Demographics: Understand the target market and whether the area aligns with your business. Your franchisor should understand what your target market is—including age, income, education levels, and cultural diversity—and communicate it with you. This will help you assess the market potential of a location, tailor your services to that area, and plan for infrastructure development. In the long run, this will enable a deeper understanding of your target audience, ensuring that the business and its services align with the needs and preferences of the local population.
Keep in mind that, as a franchisee, you may want to be in a certain area, but it doesn’t fit the brand’s concept. For example, you may have your ideal mall site in mind, while your franchisor is focused on opening drive-thru locations. Many larger franchisors will benchmark their top three stores against a location that the franchisee is considering and provide guidance.
Costs: Evaluate your initial investment, property taxes, maintenance fees, and potential renovation costs. One budget item that many investors don’t consider is ongoing common area maintenance (CAM) charges. Right now, the cost of CAM is high, and it may change from year to year, for better or worse. There are areas of the country where CAM is more expensive than rent, so be aware before signing on the dotted line.
Other costs to take into consideration are whether you purchase a pre-built property or a piece of land on which you intend to build. Some franchisors will allow locations to be self-built rather than pre-built or in a location built by the franchisor, and many franchisees think they will save a lot of money if they take it on themselves. However, if you don’t have construction experience, it will probably end up costing you more. Construction management is a headache and best left to the professionals—focus instead on your training and your employees’ training.
Zoning regulations: Ensure the property is zoned for your intended business activities before putting in a letter of intent or lease agreement. To check the zoning of a new location, you can contact the local planning or zoning department, which will typically provide zoning maps and regulations. Risks you should be aware of include zoning restrictions affecting your intended use, potential changes in zoning laws, and compliance challenges. If you need a location to be re-zoned, the local planning or zoning department can help point you in the right direction. Remember that zoning changes will take time and money, so it’s often best to consider another location.

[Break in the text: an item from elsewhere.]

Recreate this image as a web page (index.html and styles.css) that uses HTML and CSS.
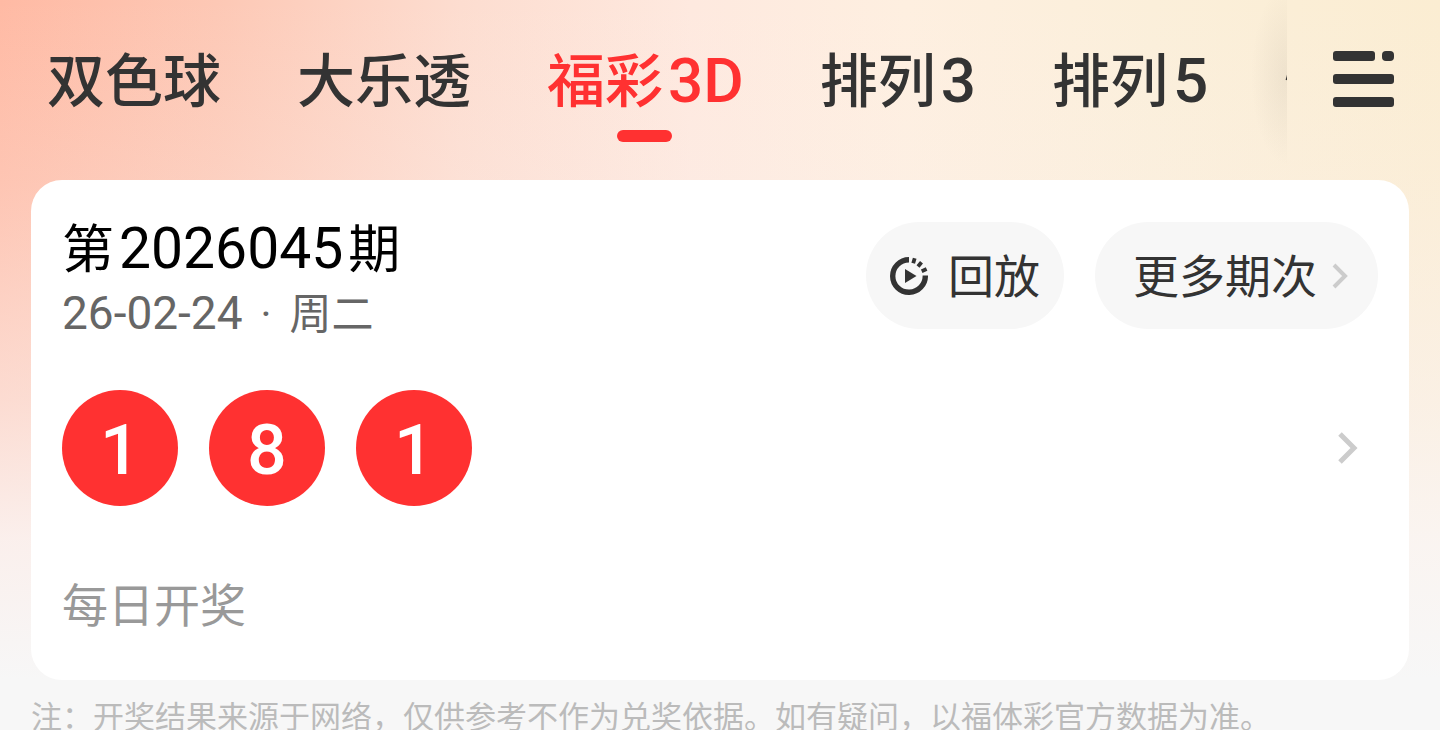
FILE: index.html
```html
<!DOCTYPE html>
<html lang="zh-CN">
<head>
<meta charset="utf-8">
<meta name="viewport" content="width=device-width, initial-scale=1">
<title>福彩3D 开奖</title>
<link rel="stylesheet" href="styles.css">
</head>
<body>
<div class="page">
  <header class="topbar">
    <nav class="tabs" aria-label="彩种">
      <button class="tab" type="button">双色球</button>
      <button class="tab" type="button">大乐透</button>
      <button class="tab tab-active" type="button" aria-current="page">福彩<span class="latin">3D</span></button>
      <button class="tab" type="button">排列<span class="latin">3</span></button>
      <button class="tab" type="button">排列<span class="latin">5</span></button>
      <button class="tab" type="button">快乐<span class="latin">8</span></button>
    </nav>
    <button class="menu" type="button" aria-label="全部彩种">
      <svg width="62" height="56" viewBox="0 0 62 56" fill="#333" aria-hidden="true">
        <rect x="0" y="0" width="42" height="10" rx="3"/>
        <rect x="49" y="0" width="12" height="10" rx="4"/>
        <rect x="0" y="23" width="61" height="10" rx="3"/>
        <rect x="0" y="46" width="61" height="10" rx="3"/>
      </svg>
    </button>
  </header>

  <main class="card">
    <div class="card-head">
      <div class="issue">
        <h1 class="issue-title">第<span class="issue-number">2026045</span>期</h1>
        <p class="issue-date"><span class="date-number">26-02-24</span><span class="dot">·</span>周二</p>
      </div>
      <div class="actions">
        <button class="pill pill-replay" type="button">
          <svg width="38" height="38" viewBox="0 0 38 38" aria-hidden="true">
            <path d="M19 2.700A16.300 16.300 0 1 0 35.300 18.500" fill="none" stroke="#333" stroke-width="5.400"/>
            <path d="M23.200 6.200L24.700 1.300M28 9.500L31.500 5.200M31.700 14.200L36.600 12" fill="none" stroke="#333" stroke-width="3.800"/>
            <path d="M15 12v14L26.500 19z" fill="#333"/>
          </svg>
          <span class="pill-label">回放</span>
        </button>
        <button class="pill pill-more" type="button">
          <span class="pill-label">更多期次</span>
          <svg width="16" height="26" viewBox="0 0 16 26" aria-hidden="true">
            <path d="M2 2L13 13L2 24" fill="none" stroke="#ccc" stroke-width="4"/>
          </svg>
        </button>
      </div>
    </div>
    <a class="result" href="#detail" aria-label="开奖详情">
      <span class="ball">1</span>
      <span class="ball">8</span>
      <span class="ball">1</span>
      <svg class="result-arrow" width="20" height="32" viewBox="0 0 20 32" aria-hidden="true">
        <path d="M2 2L16 16L2 30" fill="none" stroke="#ccc" stroke-width="5"/>
      </svg>
    </a>
    <p class="schedule">每日开奖</p>
  </main>
  <p class="note">注：开奖结果来源于网络，仅供参考不作为兑奖依据。如有疑问，以福体彩官方数据为准。</p>
</div>
</body>
</html>
```
FILE: styles.css
```css
* {
  box-sizing: border-box;
}

body {
  margin: 0;
  font-family: "Noto Sans CJK SC", sans-serif;
  color: #333;
  background: #f7f7f7;
}

h1,
p {
  margin: 0;
}

button {
  border: 0;
  padding: 0;
  background: none;
  color: inherit;
  font-family: inherit;
  cursor: pointer;
}

svg {
  display: block;
  flex: none;
}

.page {
  height: 100vh;
  overflow: hidden;
  padding: 0 31px;
  background:
    linear-gradient(180deg, rgba(247, 247, 247, 0) 0, rgba(250, 240, 238, 0.2) 180px, rgba(250, 242, 240, 0.6) 400px, rgba(250, 245, 244, 0.9) 540px, #f7f7f7 680px),
    linear-gradient(90deg, #ffbaa4 0%, #fdc8b5 15%, #fdddd0 32%, #fee9df 48%, #feefe0 63%, #fbefda 80%, #fbedd2 100%);
}

.topbar {
  display: flex;
  align-items: stretch;
  height: 180px;
  margin: 0 -31px;
}

.tabs {
  position: relative;
  display: flex;
  flex: 1;
  min-width: 0;
  gap: 76px;
  padding-left: 47px;
  overflow: hidden;
}

.tabs::after {
  content: "";
  position: absolute;
  inset: 0 0 0 auto;
  width: 40px;
  background: radial-gradient(ellipse 36px 90px at 100% 42%, rgba(90, 80, 70, 0.08), rgba(90, 80, 70, 0));
  pointer-events: none;
}

.tab {
  position: relative;
  flex: none;
  height: 154px;
  font-size: 58px;
  font-weight: 500;
  line-height: 154px;
  white-space: nowrap;
}

.latin {
  margin-left: 5px;
  font-family: Roboto, sans-serif;
  font-size: 62px;
}

.tab-active {
  color: #ff3131;
}

.tab-active::after {
  content: "";
  position: absolute;
  top: 130px;
  left: 50%;
  width: 55px;
  height: 12px;
  margin-left: -28px;
  border-radius: 6px;
  background: #ff3131;
}

.menu {
  display: flex;
  flex: none;
  justify-content: center;
  width: 153px;
  padding-top: 51px;
}

.card {
  padding: 42px 31px 49px;
  border-radius: 31px;
  background: #fff;
}

.card-head {
  display: flex;
  justify-content: space-between;
  align-items: flex-start;
  height: 107px;
}

.issue-title {
  color: #000;
  font-size: 52px;
  font-weight: 400;
  line-height: 48px;
}

.issue-number {
  margin: 0 5px;
  font-family: Roboto, sans-serif;
  font-size: 57px;
}

.issue-date {
  margin-top: 12px;
  color: #666;
  font-size: 42px;
  line-height: 52px;
}

.date-number {
  font-family: Roboto, sans-serif;
  font-size: 46px;
}

.dot {
  margin: 0 18px;
  font-family: Roboto, sans-serif;
}

.actions {
  display: flex;
  gap: 31px;
}

.pill {
  display: flex;
  align-items: center;
  height: 107px;
  border-radius: 54px;
  background: #f7f7f7;
  font-size: 46px;
}

.pill-label {
  padding-bottom: 6px;
}

.pill-replay {
  gap: 20px;
  padding: 0 24px;
}

.pill-more {
  gap: 15px;
  padding: 0 30px 0 38px;
}

.result {
  display: flex;
  align-items: center;
  gap: 31px;
  margin-top: 61px;
  color: inherit;
  text-decoration: none;
}

.ball {
  display: flex;
  align-items: center;
  justify-content: center;
  width: 116px;
  height: 116px;
  padding-top: 4px;
  border-radius: 50%;
  background: #ff3131;
  color: #fff;
  font-family: Roboto, sans-serif;
  font-size: 70px;
  font-weight: 500;
}

.result-arrow {
  margin-left: auto;
  margin-right: 20px;
}

.schedule {
  margin-top: 67px;
  color: #999;
  font-size: 46px;
  line-height: 58px;
}

.note {
  margin-top: 19px;
  color: #bbb;
  font-size: 31px;
  line-height: 32px;
  white-space: nowrap;
}
```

Future growth: Assess the area’s potential for development and future market trends. This means that you’ll want to find out if the area has any planned redevelopments or construction in the future. Future growth can benefit a business by increasing customer demand, providing access to a larger talent pool, and creating opportunities for potential partnerships. While future growth is positive, prospective business owners should take care of opening their businesses during ongoing construction, as this can limit access and traffic to your store. To gauge if future growth is viable, businesses often analyze market trends and economic indicators and conduct thorough research on the target area’s development plans.
One way for a franchisee to anticipate an area’s future growth is to contact the city planner and business improvement areas (BIA). BIAs are made up of commercial and industrial property owners and their non-residential tenants who come together under a volunteer board of management to carry out improvements and promote economic development within their designated area and can be a great source of information about the future of businesses in the area.
Competition: Analyze existing businesses in the area to gauge competition. Competition shouldn’t be something to fear—if similar businesses are in the area, there must be a reason! Healthy competition can drive efficiency, encourage creativity, and enhance overall industry standards. It also compels businesses to continuously innovate and improve their products or services to stay competitive.
Market research: Understand the demand for your business in that specific location. This ties into your franchise’s demographics and the demographics of the area and will help you identify potential challenges and opportunities. A franchis or typically assists franchisees with market research by providing access to consumer behaviour insights and industry trends. They may offer guidance on local market conditions, provide a competition analysis, and help franchisees understand their target audience. Additionally, franchisors often share best practices and proven strategies based on successful experiences in other locations to support franchisees in making informed decisions about their business.
Real estate selection is an incredibly important early step in setting up a franchise location. By paying attention to the details laid out by the franchisor and analyzing the potential future of the business, prospective franchisees can set themselves up for success.